Na sygnale Oświęcim

9-latek uciekł z domu dziecka na Śląsku, wsiadł do przypadkowego pociągu i poszukiwał babci. Odnalazł się w Oświęcimiu

W ubiegły piątek, późnym popołudniem mieszkaniec Witkowic na terenie Oświęcimia napotkał na samotnie spacerujące wzdłuż drogi dziecko. Powiadomił o tym fakcie policję. Okazało się, że 9-letni chłopiec uciekł z jednego ze śląskich domów dziecka i próbował odnaleźć swoją babcię. Oświęcimscy policjanci nakarmili go i odesłali na Śląsk.

W piątek tuż po godz. 18.00 operator numeru alarmowego 112 otrzymał zgłoszenie od mieszkańca Witkowic, dotyczące małego chłopca bez opieki, który spacerował chodnikiem przy ulicy Kolbego w Oświęcimiu. We wskazane miejsce natychmiast pojechał jeden z patroli. Mundurowi podziękowali zgłaszającemu za pomoc udzieloną chłopcu. Zabrali 9-latka do radiowozu, gdzie zaczęli ustalać jego dane oraz okoliczności w jakich znalazł się na terenie Oświęcimia.

Od chłopca dowiedzieli się, że jest podopiecznym jednej z palcówek opiekuńczo-wychowawczych na Śląsku.
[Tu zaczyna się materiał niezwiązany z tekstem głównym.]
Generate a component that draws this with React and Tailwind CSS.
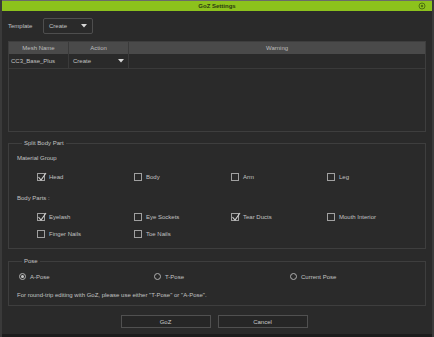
import React from "react";

const Check = ({ checked, label }) => (
  <div className="flex items-center gap-[4px]">
    <div className="relative w-[8px] h-[8px] border border-[#a0a0a0]">
      {checked && (
        <svg className="absolute -top-[2px] -left-[1px]" width="10" height="10" viewBox="0 0 10 10">
          <path d="M1.5 5 L4 8 L9 1" fill="none" stroke="#d0d0d0" strokeWidth="1.1" />
        </svg>
      )}
    </div>
    <span>{label}</span>
  </div>
);

const Radio = ({ checked, label }) => (
  <div className="flex items-center gap-[4px]">
    <div className="w-[7px] h-[7px] rounded-full border border-[#b0b0b0] flex items-center justify-center">
      {checked && <div className="w-[3px] h-[3px] rounded-full bg-[#c8c8c8]" />}
    </div>
    <span>{label}</span>
  </div>
);

const Select = ({ value, className }) => (
  <div className={`flex items-center justify-between ${className}`}>
    <span>{value}</span>
    <svg width="6" height="4" viewBox="0 0 6 4">
      <path d="M0 0 H6 L3 3.5 Z" fill="#d8d8d8" />
    </svg>
  </div>
);

export default function App() {
  return (
    <div
      className="w-[434px] h-[337px] bg-[#2a2a2a] flex flex-col text-[6px] leading-none text-[#c2c2c2] border-x-2 border-[#3a3a3a]"
      style={{ fontFamily: '"Liberation Sans", Arial, sans-serif' }}
    >
      {/* Title bar */}
      <div className="relative h-[11px] bg-[#8cc21c] border-t border-[#6a6a6a] flex items-center justify-center">
        <span className="font-bold text-[#2b3a10]">GoZ Settings</span>
        <svg className="absolute right-[6px] top-[1px]" width="8" height="8" viewBox="0 0 8 8">
          <circle cx="4" cy="4" r="3" fill="none" stroke="#4e7410" strokeWidth="1" />
          <circle cx="4" cy="4" r="1.2" fill="#4e7410" />
        </svg>
      </div>

      <div className="flex-1 flex flex-col px-[6px]">
        {/* Template */}
        <div className="mt-[7px] h-[16px] flex items-center">
          <span className="w-[35px]">Template</span>
          <Select
            value="Create"
            className="w-[50px] h-[16px] border border-[#4e4e4e] rounded-[2px] pl-[5px] pr-[5px]"
          />
        </div>

        {/* Mesh table */}
        <div className="mt-[7px] h-[91px] border border-[#3e3e3e] flex flex-col">
          <div className="h-[12px] bg-[#4a4a4a] grid grid-cols-[60px_60px_1fr] text-[#bdbdbd]">
            <div className="flex items-center justify-center border-r border-[#3a3a3a]">Mesh Name</div>
            <div className="flex items-center justify-center border-r border-[#3a3a3a]">Action</div>
            <div className="flex items-center justify-center">Warning</div>
          </div>
          <div className="h-[15px] grid grid-cols-[60px_60px_1fr] border-b border-[#3a3a3a]">
            <div className="flex items-center pl-[2px] border-r border-[#3a3a3a]">CC3_Base_Plus</div>
            <Select value="Create" className="pl-[4px] pr-[4px] border-r border-[#3a3a3a]" />
            <div />
          </div>
        </div>

        {/* Split Body Part */}
        <fieldset className="mt-[8px] h-[109px] border border-[#3e3e3e] px-[8px]">
          <legend className="px-[2px] ml-[5px] h-[7px]">Split Body Part</legend>
          <div className="mt-[8px]">Material Group</div>
          <div className="mt-[12px] grid grid-cols-[97px_97px_96px_1fr] pl-[20px]">
            <Check checked label="Head" />
            <Check label="Body" />
            <Check label="Arm" />
            <Check label="Leg" />
          </div>
          <div className="mt-[14px]">Body Parts :</div>
          <div className="mt-[12px] grid grid-cols-[97px_97px_96px_1fr] pl-[20px] gap-y-[9px]">
            <Check checked label="Eyelash" />
            <Check label="Eye Sockets" />
            <Check checked label="Tear Ducts" />
            <Check label="Mouth Interior" />
            <Check label="Finger Nails" />
            <Check label="Toe Nails" />
          </div>
        </fieldset>

        {/* Pose */}
        <fieldset className="mt-[9px] h-[48px] border border-[#3e3e3e] px-[8px]">
          <legend className="px-[2px] ml-[5px] h-[7px]">Pose</legend>
          <div className="mt-[8px] grid grid-cols-[135px_136px_1fr] pl-[2px]">
            <Radio checked label="A-Pose" />
            <Radio label="T-Pose" />
            <Radio label="Current Pose" />
          </div>
          <div className="mt-[12px]">
            For round-trip editing with GoZ, please use either "T-Pose" or "A-Pose".
          </div>
        </fieldset>

        {/* Buttons */}
        <div className="mt-[9px] flex justify-center gap-[7px] pr-[6px]">
          <button className="w-[90px] h-[13px] border border-[#505050] bg-[#262626] text-[#c8c8c8]">GoZ</button>
          <button className="w-[90px] h-[13px] border border-[#505050] bg-[#262626] text-[#c8c8c8]">Cancel</button>
        </div>
      </div>
      <div className="h-[3px] bg-[#1c1c1c]" />
    </div>
  );
}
Jak przekazał, chciał jechać do swojej babci, więc wsiadł do przypadkowego pociągu i w ten sposób znalazł się w Oświęcimiu. Mundurowi ustalili również, że babcia małoletniego nie mieszka w Oświęcimiu. W związku z faktem, iż chłopiec był głodny funkcjonariusze pojechali do jednej z oświęcimskich restauracji, w której kupili mu posiłek i napoje. W międzyczasie oficer dyżurny oświęcimskiej komendy policji ustalił, że poszukiwania małoletniego wszczęła właśnie jedna ze śląskich komend powiatowych. W związku z powyższym powiadomiono śląską jednostkę o odnalezieniu zaginionego na terenie Oświęcimia, a następnie przekazano chłopca pod opiekę śląskich policjantów.